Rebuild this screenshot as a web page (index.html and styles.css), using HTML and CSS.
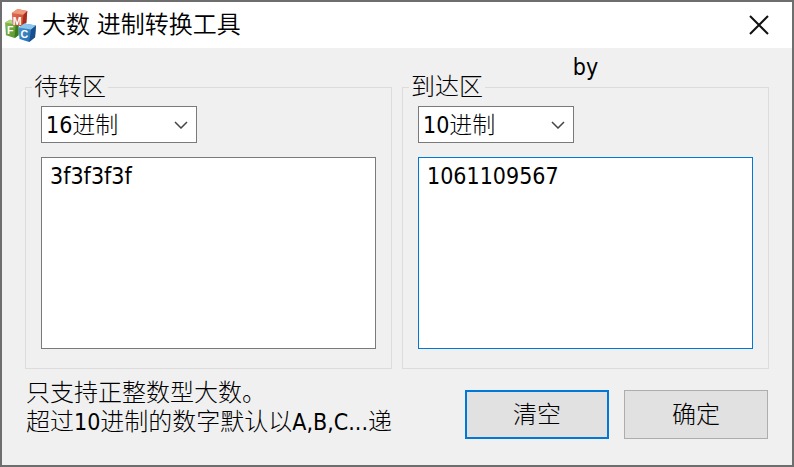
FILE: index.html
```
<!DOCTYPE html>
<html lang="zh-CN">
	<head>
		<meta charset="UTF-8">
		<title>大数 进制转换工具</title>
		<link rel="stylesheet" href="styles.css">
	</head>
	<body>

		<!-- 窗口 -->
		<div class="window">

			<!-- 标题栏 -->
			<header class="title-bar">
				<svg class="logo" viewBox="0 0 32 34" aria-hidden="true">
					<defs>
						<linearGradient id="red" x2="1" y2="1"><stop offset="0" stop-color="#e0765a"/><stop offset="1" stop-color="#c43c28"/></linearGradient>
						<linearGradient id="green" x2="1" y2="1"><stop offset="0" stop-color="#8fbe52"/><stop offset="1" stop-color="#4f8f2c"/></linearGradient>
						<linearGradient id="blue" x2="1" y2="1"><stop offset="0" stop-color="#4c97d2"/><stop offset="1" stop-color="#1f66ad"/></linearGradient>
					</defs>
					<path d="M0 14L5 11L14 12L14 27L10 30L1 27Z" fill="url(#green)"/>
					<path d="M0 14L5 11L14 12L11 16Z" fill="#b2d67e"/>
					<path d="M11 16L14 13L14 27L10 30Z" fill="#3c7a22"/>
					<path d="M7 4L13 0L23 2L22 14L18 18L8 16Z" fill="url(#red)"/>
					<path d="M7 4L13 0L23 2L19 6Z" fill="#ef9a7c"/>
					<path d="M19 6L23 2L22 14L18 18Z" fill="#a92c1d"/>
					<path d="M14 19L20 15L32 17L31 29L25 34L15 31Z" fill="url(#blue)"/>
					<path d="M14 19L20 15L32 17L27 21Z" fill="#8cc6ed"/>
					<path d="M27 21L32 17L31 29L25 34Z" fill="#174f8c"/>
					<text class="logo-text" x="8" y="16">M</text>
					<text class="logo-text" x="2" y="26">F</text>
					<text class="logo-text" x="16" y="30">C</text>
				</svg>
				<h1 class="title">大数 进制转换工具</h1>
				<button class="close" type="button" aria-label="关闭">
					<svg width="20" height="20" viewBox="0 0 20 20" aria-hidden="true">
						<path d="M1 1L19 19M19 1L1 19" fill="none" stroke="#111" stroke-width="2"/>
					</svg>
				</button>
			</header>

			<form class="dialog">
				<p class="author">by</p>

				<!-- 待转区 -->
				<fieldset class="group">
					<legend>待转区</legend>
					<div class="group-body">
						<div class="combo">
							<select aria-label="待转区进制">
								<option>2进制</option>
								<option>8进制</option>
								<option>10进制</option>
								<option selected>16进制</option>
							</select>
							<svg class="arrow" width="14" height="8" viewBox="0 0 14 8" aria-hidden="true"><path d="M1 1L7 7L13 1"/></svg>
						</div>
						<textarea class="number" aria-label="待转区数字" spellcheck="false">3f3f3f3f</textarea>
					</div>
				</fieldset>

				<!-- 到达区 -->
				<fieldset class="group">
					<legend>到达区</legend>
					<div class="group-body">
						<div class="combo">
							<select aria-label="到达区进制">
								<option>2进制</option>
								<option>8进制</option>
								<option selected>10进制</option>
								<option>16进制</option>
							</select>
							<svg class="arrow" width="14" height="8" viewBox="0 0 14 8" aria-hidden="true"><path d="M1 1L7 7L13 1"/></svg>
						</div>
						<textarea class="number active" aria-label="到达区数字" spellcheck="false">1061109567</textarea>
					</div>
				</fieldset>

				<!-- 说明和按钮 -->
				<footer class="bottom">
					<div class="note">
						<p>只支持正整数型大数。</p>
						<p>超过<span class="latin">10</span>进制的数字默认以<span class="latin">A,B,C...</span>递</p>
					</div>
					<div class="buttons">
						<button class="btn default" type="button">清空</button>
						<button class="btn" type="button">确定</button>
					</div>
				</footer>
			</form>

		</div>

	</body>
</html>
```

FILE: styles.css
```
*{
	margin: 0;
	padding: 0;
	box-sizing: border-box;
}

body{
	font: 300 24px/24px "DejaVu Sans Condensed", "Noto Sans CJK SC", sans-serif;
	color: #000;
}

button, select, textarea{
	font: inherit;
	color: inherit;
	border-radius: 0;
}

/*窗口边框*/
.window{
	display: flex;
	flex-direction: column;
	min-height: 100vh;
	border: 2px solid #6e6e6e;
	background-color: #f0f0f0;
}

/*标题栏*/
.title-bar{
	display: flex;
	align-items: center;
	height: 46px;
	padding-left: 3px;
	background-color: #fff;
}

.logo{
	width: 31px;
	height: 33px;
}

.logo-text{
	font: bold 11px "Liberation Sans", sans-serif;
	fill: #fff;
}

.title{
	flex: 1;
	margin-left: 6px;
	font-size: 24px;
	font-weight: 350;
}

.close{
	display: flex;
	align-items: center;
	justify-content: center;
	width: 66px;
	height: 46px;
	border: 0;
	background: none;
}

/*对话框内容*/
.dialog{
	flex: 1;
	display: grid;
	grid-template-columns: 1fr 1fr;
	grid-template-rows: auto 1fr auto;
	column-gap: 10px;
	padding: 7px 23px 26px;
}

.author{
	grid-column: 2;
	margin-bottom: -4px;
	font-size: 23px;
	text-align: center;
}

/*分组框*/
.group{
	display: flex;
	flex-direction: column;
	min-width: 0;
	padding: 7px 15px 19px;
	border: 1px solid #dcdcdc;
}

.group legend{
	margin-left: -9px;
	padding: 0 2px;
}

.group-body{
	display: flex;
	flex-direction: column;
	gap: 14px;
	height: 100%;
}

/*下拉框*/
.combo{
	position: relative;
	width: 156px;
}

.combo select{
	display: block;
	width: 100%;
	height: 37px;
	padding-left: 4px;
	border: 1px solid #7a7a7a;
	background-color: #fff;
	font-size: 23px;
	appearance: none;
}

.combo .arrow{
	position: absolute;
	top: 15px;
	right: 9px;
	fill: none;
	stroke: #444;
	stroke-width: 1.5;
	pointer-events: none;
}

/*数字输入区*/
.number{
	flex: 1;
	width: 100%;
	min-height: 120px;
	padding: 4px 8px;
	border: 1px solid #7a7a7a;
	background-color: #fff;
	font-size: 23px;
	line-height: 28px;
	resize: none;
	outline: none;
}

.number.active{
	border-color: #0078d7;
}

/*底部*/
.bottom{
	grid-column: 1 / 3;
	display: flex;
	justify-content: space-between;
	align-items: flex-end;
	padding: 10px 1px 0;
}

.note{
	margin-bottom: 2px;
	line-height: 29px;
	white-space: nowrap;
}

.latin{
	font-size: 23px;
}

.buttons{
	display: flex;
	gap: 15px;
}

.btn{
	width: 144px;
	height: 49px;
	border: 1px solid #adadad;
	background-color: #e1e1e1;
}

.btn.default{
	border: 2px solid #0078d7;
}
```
- - -
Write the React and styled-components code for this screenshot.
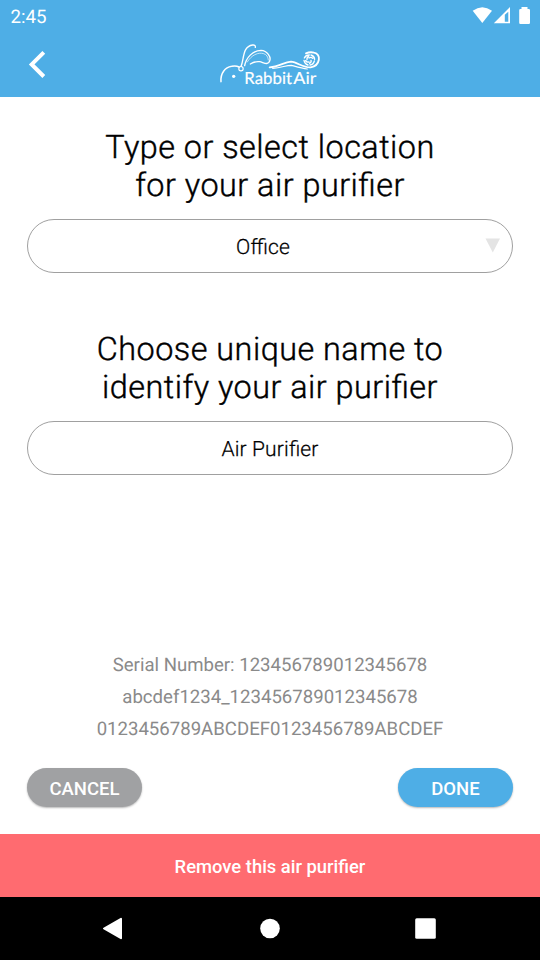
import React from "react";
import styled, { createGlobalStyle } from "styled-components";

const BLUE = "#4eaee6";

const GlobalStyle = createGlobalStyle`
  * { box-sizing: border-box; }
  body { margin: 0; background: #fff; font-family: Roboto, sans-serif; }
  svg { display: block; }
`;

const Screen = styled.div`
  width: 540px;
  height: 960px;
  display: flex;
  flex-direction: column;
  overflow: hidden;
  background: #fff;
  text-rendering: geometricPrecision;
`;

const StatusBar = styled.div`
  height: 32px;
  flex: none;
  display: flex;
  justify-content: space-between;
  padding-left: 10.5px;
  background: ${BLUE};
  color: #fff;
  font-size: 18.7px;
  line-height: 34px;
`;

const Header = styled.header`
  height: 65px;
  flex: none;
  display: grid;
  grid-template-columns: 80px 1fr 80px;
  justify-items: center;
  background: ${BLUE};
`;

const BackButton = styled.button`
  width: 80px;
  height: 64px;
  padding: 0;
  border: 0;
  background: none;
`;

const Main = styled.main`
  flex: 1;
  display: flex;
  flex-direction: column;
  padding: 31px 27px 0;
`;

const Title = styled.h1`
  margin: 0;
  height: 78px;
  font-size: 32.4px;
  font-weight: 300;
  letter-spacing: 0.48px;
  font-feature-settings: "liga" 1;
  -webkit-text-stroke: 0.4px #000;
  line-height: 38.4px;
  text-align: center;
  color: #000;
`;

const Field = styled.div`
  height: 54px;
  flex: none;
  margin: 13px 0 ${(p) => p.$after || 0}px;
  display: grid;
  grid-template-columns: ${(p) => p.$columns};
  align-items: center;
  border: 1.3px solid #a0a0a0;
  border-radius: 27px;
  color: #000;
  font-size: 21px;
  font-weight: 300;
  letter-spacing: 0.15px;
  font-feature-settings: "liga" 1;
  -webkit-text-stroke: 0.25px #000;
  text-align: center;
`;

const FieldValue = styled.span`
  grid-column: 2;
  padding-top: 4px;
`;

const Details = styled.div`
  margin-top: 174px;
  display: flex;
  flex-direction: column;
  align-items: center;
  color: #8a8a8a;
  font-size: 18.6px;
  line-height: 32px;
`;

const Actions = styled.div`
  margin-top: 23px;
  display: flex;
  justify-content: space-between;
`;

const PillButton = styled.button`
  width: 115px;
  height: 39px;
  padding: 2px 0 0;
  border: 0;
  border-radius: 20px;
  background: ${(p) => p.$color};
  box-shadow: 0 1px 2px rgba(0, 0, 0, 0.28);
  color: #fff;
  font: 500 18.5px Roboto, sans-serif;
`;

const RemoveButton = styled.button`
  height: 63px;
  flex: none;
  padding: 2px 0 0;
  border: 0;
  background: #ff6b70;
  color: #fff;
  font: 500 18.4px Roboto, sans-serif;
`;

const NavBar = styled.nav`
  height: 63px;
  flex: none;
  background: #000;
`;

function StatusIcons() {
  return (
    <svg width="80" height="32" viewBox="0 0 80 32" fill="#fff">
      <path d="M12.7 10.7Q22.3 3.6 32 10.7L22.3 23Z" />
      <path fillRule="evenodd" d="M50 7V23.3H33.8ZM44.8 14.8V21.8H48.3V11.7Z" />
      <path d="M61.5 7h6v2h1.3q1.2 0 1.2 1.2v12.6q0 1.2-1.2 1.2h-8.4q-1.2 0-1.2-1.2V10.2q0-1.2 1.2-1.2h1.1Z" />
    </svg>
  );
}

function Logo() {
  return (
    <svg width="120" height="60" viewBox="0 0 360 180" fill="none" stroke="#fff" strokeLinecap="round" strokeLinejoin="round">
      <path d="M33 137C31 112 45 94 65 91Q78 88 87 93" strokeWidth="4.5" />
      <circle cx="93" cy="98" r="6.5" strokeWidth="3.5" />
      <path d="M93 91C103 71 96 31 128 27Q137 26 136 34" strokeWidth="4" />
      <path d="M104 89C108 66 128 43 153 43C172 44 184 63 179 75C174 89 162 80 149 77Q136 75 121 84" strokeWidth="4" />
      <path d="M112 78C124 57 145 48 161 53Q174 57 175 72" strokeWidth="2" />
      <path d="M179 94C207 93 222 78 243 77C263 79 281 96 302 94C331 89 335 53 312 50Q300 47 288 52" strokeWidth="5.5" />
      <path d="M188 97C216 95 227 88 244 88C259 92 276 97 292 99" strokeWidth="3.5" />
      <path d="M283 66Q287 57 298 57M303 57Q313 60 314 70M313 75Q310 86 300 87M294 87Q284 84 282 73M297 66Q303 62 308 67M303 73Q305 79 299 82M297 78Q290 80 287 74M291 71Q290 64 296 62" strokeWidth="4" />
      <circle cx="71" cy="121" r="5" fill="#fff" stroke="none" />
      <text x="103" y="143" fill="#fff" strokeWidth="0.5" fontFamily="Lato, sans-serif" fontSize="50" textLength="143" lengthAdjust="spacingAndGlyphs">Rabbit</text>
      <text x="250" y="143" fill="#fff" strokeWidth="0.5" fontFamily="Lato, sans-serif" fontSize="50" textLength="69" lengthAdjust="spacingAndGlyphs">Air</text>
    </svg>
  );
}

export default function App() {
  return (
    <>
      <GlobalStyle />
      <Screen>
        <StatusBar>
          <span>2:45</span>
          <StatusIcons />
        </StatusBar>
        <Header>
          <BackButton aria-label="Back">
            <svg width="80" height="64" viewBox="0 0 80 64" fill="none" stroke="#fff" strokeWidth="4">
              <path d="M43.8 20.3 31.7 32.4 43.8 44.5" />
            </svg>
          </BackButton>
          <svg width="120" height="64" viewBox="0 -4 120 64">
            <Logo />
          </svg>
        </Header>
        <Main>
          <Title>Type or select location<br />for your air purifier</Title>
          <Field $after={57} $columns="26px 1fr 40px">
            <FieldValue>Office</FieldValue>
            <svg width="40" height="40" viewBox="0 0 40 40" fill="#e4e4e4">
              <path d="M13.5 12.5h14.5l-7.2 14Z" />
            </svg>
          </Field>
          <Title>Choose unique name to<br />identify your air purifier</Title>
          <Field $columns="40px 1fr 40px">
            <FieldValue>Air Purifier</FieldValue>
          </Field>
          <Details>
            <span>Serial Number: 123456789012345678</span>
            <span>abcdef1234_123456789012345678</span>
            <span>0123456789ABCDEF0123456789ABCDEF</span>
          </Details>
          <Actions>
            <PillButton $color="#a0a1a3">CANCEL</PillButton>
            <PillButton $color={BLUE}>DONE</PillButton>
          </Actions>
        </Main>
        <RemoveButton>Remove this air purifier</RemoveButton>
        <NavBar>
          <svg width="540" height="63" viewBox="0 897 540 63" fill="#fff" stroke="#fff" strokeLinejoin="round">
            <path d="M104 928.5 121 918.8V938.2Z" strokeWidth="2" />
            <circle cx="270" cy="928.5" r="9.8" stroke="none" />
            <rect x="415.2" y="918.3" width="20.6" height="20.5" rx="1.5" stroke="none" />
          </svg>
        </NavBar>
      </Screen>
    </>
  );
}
- - -
Exercise description
Pull out each line of the listing that holds the string "components".

Completed exercise
Write the React and styled-components code for this screenshot.
import styled, { createGlobalStyle } from "styled-components";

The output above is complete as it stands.